Onze semanas, de Ernani Lemos (Portugal, Chiado Editora, 2015), é um romance sobre a difícil relação entre Claudia e sua filha Meg, que se encontram no momento final da vida da mãe, por conta de uma doença, e a quem a filha jamais perdoou o abandono.
No leito do hospital, vamos acompanhar essa difícil reaproximação entre as duas, a partir de pequenos relatos de Claudia, movidos a emoção e dor, feitos a partir de pedaços de um diário que ela escreveu exatamente para tentar explicar à filha o que estava na base daquele abandono, que segredos envolveram suas escolhas, suas decisões de afastá-la de si por duas vezes, o que praticamente inviabilizou a vida afetiva da filha, que carrega o forte sentimento de rejeição desde sempre, e a sensação de que o amor só pode machucar.
O pacto narrativo organiza-se em torno de um mistério, e esse mistério envolve mãe e filha - já aí temos uma linha de interesse tanto universal, quanto particular: relações familiares conflituosas estão na base das grandes tragédias, de que Édipo seria um dos fortes paradigmas; mais ainda, o mistério promete ser desvendado a partir de uma voz narrativa, a da mãe, que está à beira da morte, vítima de um câncer terminal, o que de imediato deflagra a cumplicidade de mulheres, mães ou não, porque todos nós somos filhos de uma mulher, e sendo filha/filho, há conflito, e a história desde já nos pertence; além disso, o recurso que a mãe utiliza para ir esclarecendo aos poucos os segredos que a filha busca sobre a mãe, sobre seu abandono e, logo, sobre o vazio que constituiu desde sempre sua vida, sua história - esse recurso é ir entregando aos poucos páginas de um diário que ela escreveu, caso um dia a filha viesse procurá-la.
Esse diário "aos pedaços", como a história de ambas as personagens, cria no leitor uma curiosidade crescente por seu desenrolar, e o que ele relata é motivo de conversas entre mãe e filha, de forma que o passado caminha unido ao presente ao longo da leitura do romance, e vai ficando cada vez mais difícil para o leitor abandonar aquela busca, agora de ambas, por um ponto em comum, ou seja, para a descoberta que fazem uma da outra, e do que as separou.
Sim, claro, temos aí vários elementos para uma história que facilmente escorregaria para o piegas, mas essa é uma das ótimas qualidades do romance: muito raramente ocorre um ou outro deslize nesse campo. Via de regra, o que se impõe é uma história muitíssimo bem contada, e muito bem construída, utilizando técnicas narrativas bem exploradas, que levam o leitor ao passado e ao presente, cada vez mais ansioso para ver unidas essas duas pontas do tempo, e essas duas vidas, de que já somos cúmplices, torcemos pelo encontro e, por que não, pela redenção de uma, e o perdão da outra.

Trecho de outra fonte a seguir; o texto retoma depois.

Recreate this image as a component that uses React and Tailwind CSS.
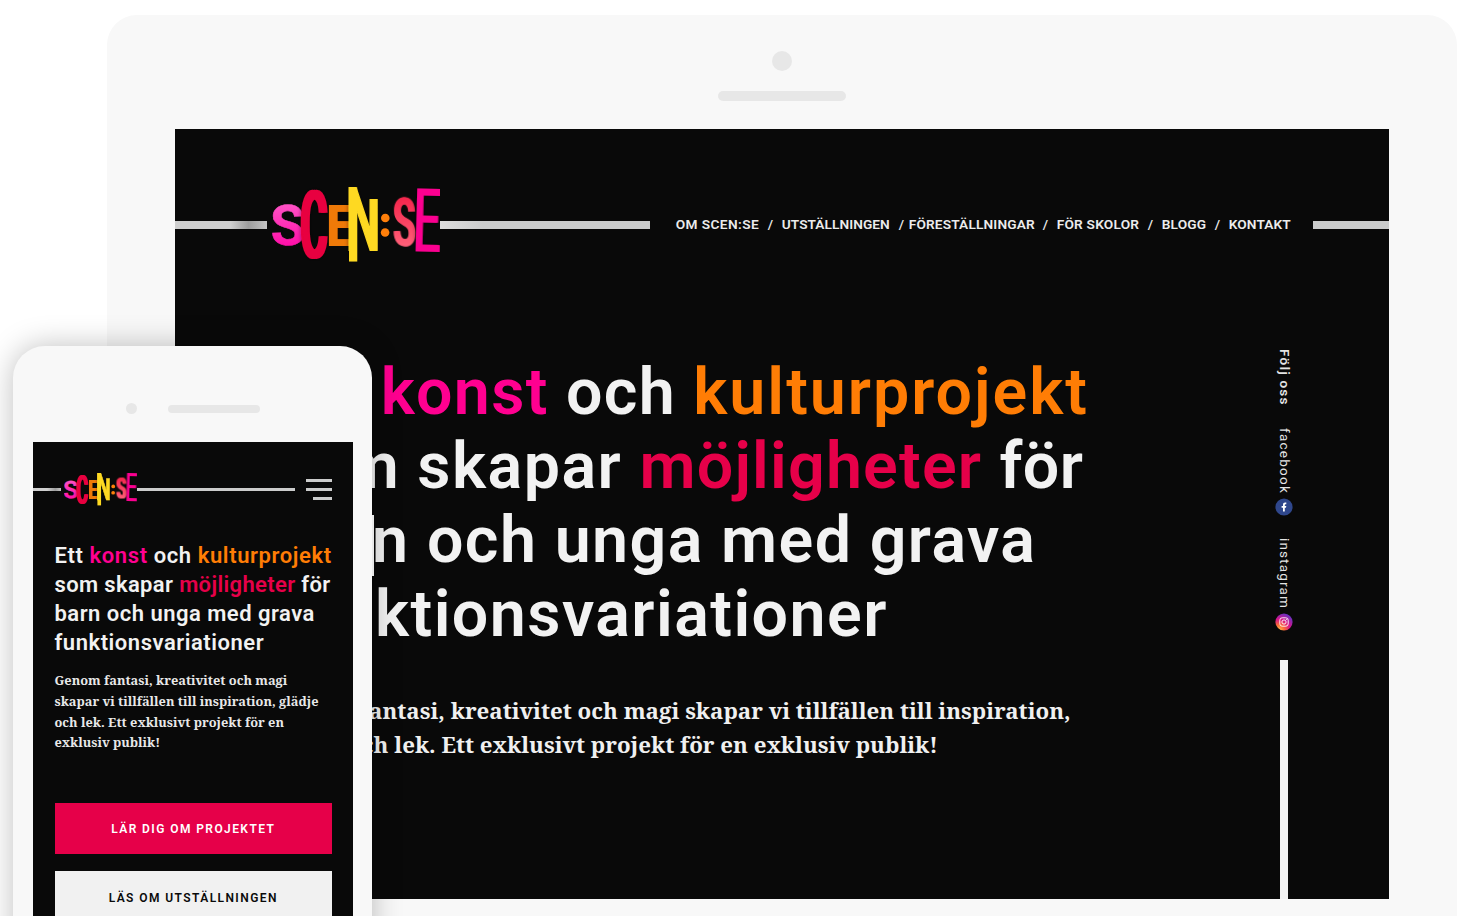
function Letter({ x, y, sx, sy, fill, children, rotate = 0, stroke = 0, weight = 700, filter }) {
  return (
    <text
      transform={`translate(${x} ${y}) rotate(${rotate}) scale(${sx} ${sy})`}
      fill={fill}
      stroke={fill}
      strokeWidth={stroke}
      fontWeight={weight}
      filter={filter}
      className="font-['Roboto',sans-serif] text-[100px]"
    >
      {children}
    </text>
  );
}

/* Thickens the vertical stems of a squeezed letter without touching its bars. */
function Widen({ id, by }) {
  return (
    <filter id={id} x="-30%" y="-10%" width="160%" height="120%" colorInterpolationFilters="sRGB">
      <feOffset in="SourceGraphic" dx={-by} result="a" />
      <feOffset in="SourceGraphic" dx={by} result="b" />
      <feMerge>
        <feMergeNode in="a" />
        <feMergeNode in="b" />
        <feMergeNode in="SourceGraphic" />
      </feMerge>
    </filter>
  );
}

function Logo({ id, className }) {
  return (
    <svg viewBox="0 0 168 76" className={className} role="img" aria-label="Scen:se">
      <defs>
        <linearGradient id={`${id}-pink`} x1="0" y1="0" x2="0" y2="1">
          <stop offset="0.2" stopColor="#ff4fc4" />
          <stop offset="0.8" stopColor="#ff0fa8" />
        </linearGradient>
        <linearGradient id={`${id}-coral`} x1="0" y1="0" x2="0" y2="1">
          <stop offset="0.2" stopColor="#f5284e" />
          <stop offset="0.8" stopColor="#ff6078" />
        </linearGradient>
        <clipPath id={`${id}-n`}>
          <path d="M76 0H89L96 12H108V64H76Z" />
        </clipPath>
        <filter id={`${id}-shade`} x="-20%" y="-20%" width="140%" height="140%">
          <feDropShadow dx="0" dy="0" stdDeviation="2" floodColor="#000" floodOpacity="0.45" />
        </filter>
        <Widen id={`${id}-w2`} by="2" />
        <Widen id={`${id}-w4`} by="4" />
      </defs>
      <Letter x={-1} y={58.5} sx={0.56} sy={0.56} rotate={-2} fill={`url(#${id}-pink)`} stroke={1}>S</Letter>
      <g filter={`url(#${id}-shade)`}>
        <Letter x={28.8} y={70.6} sx={0.405} sy={0.94} weight={500} fill="#e8003f" filter={`url(#${id}-w4)`}>C</Letter>
      </g>
      <Letter x={55} y={59} sx={0.46} sy={0.575} fill="#ef7a08" filter={`url(#${id}-w2)`}>E</Letter>
      <g filter={`url(#${id}-shade)`}>
        <g clipPath={`url(#${id}-n)`}>
          <Letter x={73.9} y={62.5} sx={0.485} sy={0.88} fill="#fed923" stroke={2}>N</Letter>
        </g>
        <rect x="77" y="0.5" width="8.2" height="74" fill="#fed923" />
      </g>
      <circle cx="113.3" cy="31" r="4.3" fill="#ff7f0a" />
      <circle cx="113.1" cy="45.5" r="4.3" fill="#ff7f0a" />
      <Letter x={121.5} y={59} sx={0.37} sy={0.67} weight={600} rotate={-1} fill={`url(#${id}-coral)`} filter={`url(#${id}-w4)`}>S</Letter>
      <g filter={`url(#${id}-shade)`}>
        <Letter x={140.6} y={64.3} sx={0.49} sy={0.885} weight={400} rotate={1.5} fill="#fb0090" filter={`url(#${id}-w2)`}>E</Letter>
      </g>
    </svg>
  );
}

const NAV = [
  { label: "OM SCEN:SE", cls: "w-[92px] tracking-[0.4px]" },
  { label: "UTSTÄLLNINGEN", cls: "w-[117px] tracking-[0.05px]" },
  { label: "FÖRESTÄLLNINGAR", cls: "w-[134px] tracking-[0.15px]", tight: true },
  { label: "FÖR SKOLOR", cls: "w-[91px] tracking-[0.2px]" },
  { label: "BLOGG", cls: "w-[53px] tracking-[0.15px]" },
  { label: "KONTAKT", cls: "w-[62px] tracking-[0.1px]" },
];

function Nav() {
  return (
    <nav className="ml-[26px] flex w-[637px] items-center pb-[2px] whitespace-nowrap font-['Roboto',sans-serif] text-[13.7px] leading-4 font-semibold text-[#ececec]">
      {NAV.map((item, i) => (
        <div key={item.label} className="flex">
          {i > 0 && <span className={item.tight ? "w-[10px] font-medium" : "w-[14px] font-medium"}>/</span>}
          <a className={item.cls}>{item.label}</a>
        </div>
      ))}
    </nav>
  );
}

function TabletHeadline() {
  return (
    <h1 className="pl-[103px] whitespace-nowrap font-['Roboto',sans-serif] text-[64.5px] leading-[74.3px] font-semibold text-[#f2f2f2]">
      <div className="ml-[2px] tracking-[1.3px]">Ett <span className="text-[#ff0090]">konst</span> och <span className="tracking-[2px] text-[#ff7d05]">kulturprojekt</span></div>
      <div className="-ml-[7px] tracking-[1.2px]">som <span className="tracking-[1.5px]">skapar</span> <span className="text-[#e60049]">möjligheter</span> <span className="tracking-[0.4px]">för</span></div>
      <div className="-ml-[4px] tracking-[1.4px]">barn och unga med grava</div>
      <div className="-ml-[2px] tracking-[1.45px]">funktionsvariationer</div>
    </h1>
  );
}

function SocialRail() {
  return (
    <aside className="flex w-[20px] flex-col items-center font-['Roboto',sans-serif] text-[13.5px] leading-5 text-[#e4e4e4]">
      <span className="h-[79px] pl-[3px] [writing-mode:vertical-rl] tracking-[1.25px] font-semibold">Följ oss</span>
      <span className="h-[70px] pl-[3px] [writing-mode:vertical-rl] tracking-[1.25px]">facebook</span>
      <svg viewBox="0 0 18 18" className="size-[18px]">
        <circle cx="9" cy="9" r="8.6" fill="#2f478c" />
        <path d="M8 13.5V9.7H6.6V7.9H8V6.8C8 5.3 8.8 4.5 10.2 4.5H11.3V6.2H10.5C10 6.2 9.8 6.5 9.8 7V7.9H11.3L11 9.7H9.8V13.5Z" fill="#fff" />
      </svg>
      <span className="mt-[22px] h-[75px] pl-[3px] [writing-mode:vertical-rl] tracking-[1.15px]">instagram</span>
      <svg viewBox="0 0 18 18" className="size-[18px]">
        <defs>
          <radialGradient id="insta" cx="0.2" cy="1" r="1.1">
            <stop offset="0" stopColor="#ffc850" />
            <stop offset="0.3" stopColor="#fb6a38" />
            <stop offset="0.6" stopColor="#d8148a" />
            <stop offset="1" stopColor="#5a35c8" />
          </radialGradient>
        </defs>
        <circle cx="9" cy="9" r="8.6" fill="url(#insta)" />
        <rect x="4.8" y="4.8" width="8.4" height="8.4" rx="2.4" fill="none" stroke="#fff" strokeWidth="0.9" />
        <circle cx="9" cy="9" r="2.1" fill="none" stroke="#fff" strokeWidth="0.9" />
        <circle cx="11.4" cy="6.6" r="0.5" fill="#fff" />
      </svg>
      <div className="mt-[29px] h-[239px] w-2 bg-[#f2f2f2]" />
    </aside>
  );
}

function Tablet() {
  return (
    <section className="ml-[107px] flex h-[960px] w-[1350px] shrink-0 flex-col items-center rounded-[30px] bg-[#f8f8f8]">
      <div className="mt-9 size-5 rounded-full bg-[#e7e7e7]" />
      <div className="mt-5 h-[10px] w-32 rounded-full bg-[#e7e7e7]" />
      <div className="mt-[27.5px] flex h-[770.5px] w-[1214.5px] shrink-0 flex-col overflow-hidden bg-[#090909]">
        <header className="flex h-[226px] shrink-0 items-start">
          <div className="flex h-[192px] w-full items-center">
            <div className="h-2 w-[92px] bg-linear-to-r from-[#cfcfcf] from-60% via-[#9d9d9d] via-80% to-[#c4c4c4]" />
            <Logo id="tablet" className="ml-[5px] h-[76px] w-[168px] shrink-0" />
            <div className="h-2 w-[210px] shrink-0 bg-linear-to-r from-[#dedede] to-[#cbcccc] to-20%" />
            <Nav />
            <div className="h-2 flex-1 bg-[#cbcccc]" />
          </div>
        </header>
        <div className="flex">
          <div className="w-[1099px] shrink-0">
            <TabletHeadline />
            <p className="mt-[42.6px] pl-[99px] whitespace-nowrap font-['Noto_Serif','DejaVu_Serif',serif] text-[22.3px] leading-[33.5px] font-bold text-[#f0f0f0]">
              Genom fantasi, kreativitet och magi skapar vi tillfällen till inspiration,
              <br />
              glädje och lek. Ett exklusivt projekt för en exklusiv publik!
            </p>
          </div>
          <div className="-mt-[6px]">
            <SocialRail />
          </div>
        </div>
      </div>
    </section>
  );
}

function Phone() {
  return (
    <section className="absolute top-[346px] left-[13px] flex h-[640px] w-[359px] flex-col rounded-t-[32px] bg-[#f8f8f8] pl-5 shadow-[0_0_30px_rgba(0,0,0,0.25)]">
      {/* side button */}
      <div className="absolute top-[169px] left-full h-[61px] w-[2px] bg-[#e9e9e9]" />
      <div className="flex h-[95.5px] shrink-0 items-start pt-[57px]">
        <div className="ml-[93px] size-[11px] rounded-full bg-[#e7e7e7]" />
        <div className="mt-[2px] ml-[31px] h-2 w-[92px] rounded-full bg-[#e7e7e7]" />
      </div>
      <div className="flex w-[319.5px] flex-1 flex-col bg-[#090909]">
        <header className="flex h-[95px] shrink-0 items-center">
          <div className="h-[3px] w-[28px] bg-linear-to-r from-[#cfcfcf] from-50% via-[#9d9d9d] via-80% to-[#c4c4c4]" />
          <Logo id="phone" className="ml-[3px] h-[33px] w-[73px] shrink-0" />
          <div className="h-[3px] w-[158px] bg-[#cbcccc]" />
          <div className="ml-[11px] flex w-[26px] flex-col items-end gap-[6px]">
            <div className="h-[3px] w-[26px] bg-[#cbcccc]" />
            <div className="h-[3px] w-[26px] bg-[#cbcccc]" />
            <div className="h-[3px] w-[19px] bg-[#cbcccc]" />
          </div>
        </header>
        <div className="flex flex-col pr-[20.5px] pl-[21.5px]">
          <h2 className="mt-[4px] whitespace-nowrap font-['Roboto',sans-serif] text-[22px] leading-[29.2px] font-semibold text-[#f2f2f2]">
            <div className="tracking-[0.6px]">Ett <span className="text-[#ff0090]">konst</span> och <span className="text-[#ff7d05]">kulturprojekt</span></div>
            <div className="tracking-[0.36px]">som skapar <span className="text-[#e60049]">möjligheter</span> för</div>
            <div className="tracking-[0.49px]">barn och unga med grava</div>
            <div className="tracking-[0.54px]">funktionsvariationer</div>
          </h2>
          <p className="mt-[13px] whitespace-nowrap font-['Noto_Serif','DejaVu_Serif',serif] text-[12.8px] leading-[20.65px] font-bold text-[#e8e8e8]">
            Genom fantasi, kreativitet och magi
            <br />
            skapar vi tillfällen till inspiration, glädje
            <br />
            och lek. Ett exklusivt projekt för en
            <br />
            exklusiv publik!
          </p>
          <div className="mt-[50px] flex flex-col gap-[17px] text-center font-['Roboto',sans-serif] text-[12px] leading-[53px] font-semibold tracking-[1.42px]">
            <a className="h-[51.5px] bg-[#e60049] text-white">LÄR DIG OM PROJEKTET</a>
            <a className="h-[51.5px] bg-[#f1f1f1] pt-px text-[#0a0a0a]">LÄS OM UTSTÄLLNINGEN</a>
          </div>
        </div>
      </div>
    </section>
  );
}

export default function App() {
  return (
    <main className="relative h-[916px] w-[1478px] overflow-hidden bg-white pt-[15px]">
      <Tablet />
      <Phone />
    </main>
  );
}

Os núcleos narrativos giram em torno, pois, da saga dessa família, composta por Claudia, a mãe; Paul, com quem ela se casa aos 14 anos, já grávida de Meg; Eric, o segundo filho, e um dos polos de afeto de Meg; Sandra, a tia com quem Meg vive alguns anos, e referência de amor materno para ela - todos os personagens imbricam-se nessa falta constituinte da personagem-filha que, de certa forma, conduz a narrativa em torno das perguntas cruciais, dos sentimentos de raiva e ressentimento contra o que ela vê como negligência da mãe - e o vazio inexorável que tais sentimentos produziram nela.

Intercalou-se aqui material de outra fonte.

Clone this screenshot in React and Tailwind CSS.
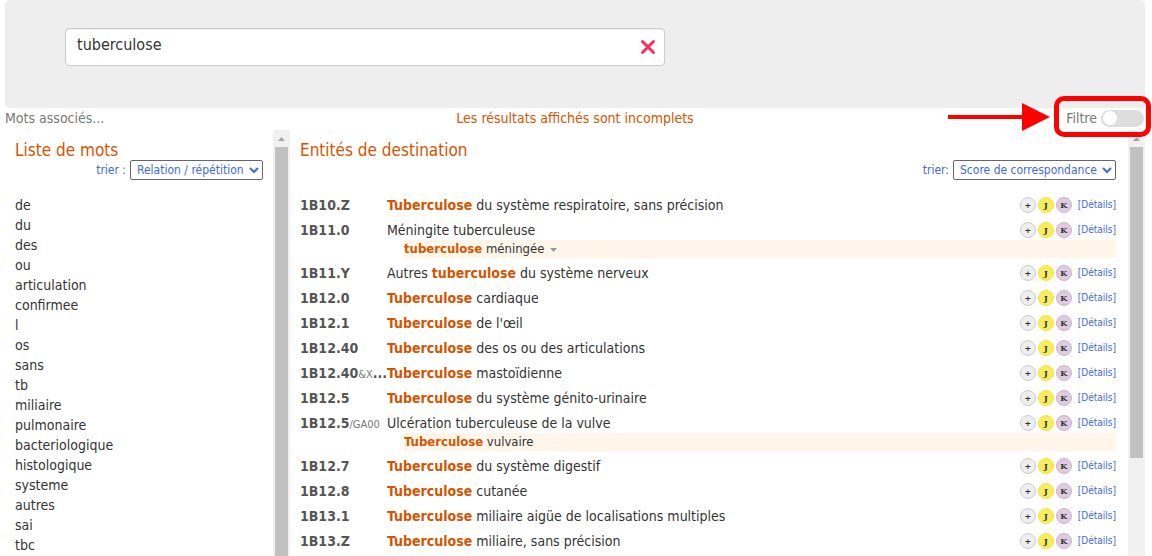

O autor vai nos aproximando aos poucos da história que Claudia vai reconstituindo para a filha, e vemos os personagens mudar, crescer, interagir, tentando entender os segredos, os dramas, as dores, os encontros possíveis e impossíveis, no presente e passado, ao mesmo tempo que as perspectivas de ambas a respeito das situações vão sendo desenoveladas lentamente, de modo que a partir de um certo momento estamos capturados, não há mais como sair daquele mundo narrativo e emocional até que a última página do diário seja lido, a frase que contém o segredo seja escrita e compartilhada, e o mundo possa começar a fazer sentido, enfim, para Meg - e para nós.
O final talvez seja o possível para o momento da personagem, e o mais adequado para a economia do romance, mas ele nos deixa também uma brecha para acreditar que o poodle Azul venha um dia a conviver com o Fred, e torcemos para que isso venha a ocorrer. Afinal, Meg já faz parte de nossa família - a família escolhida.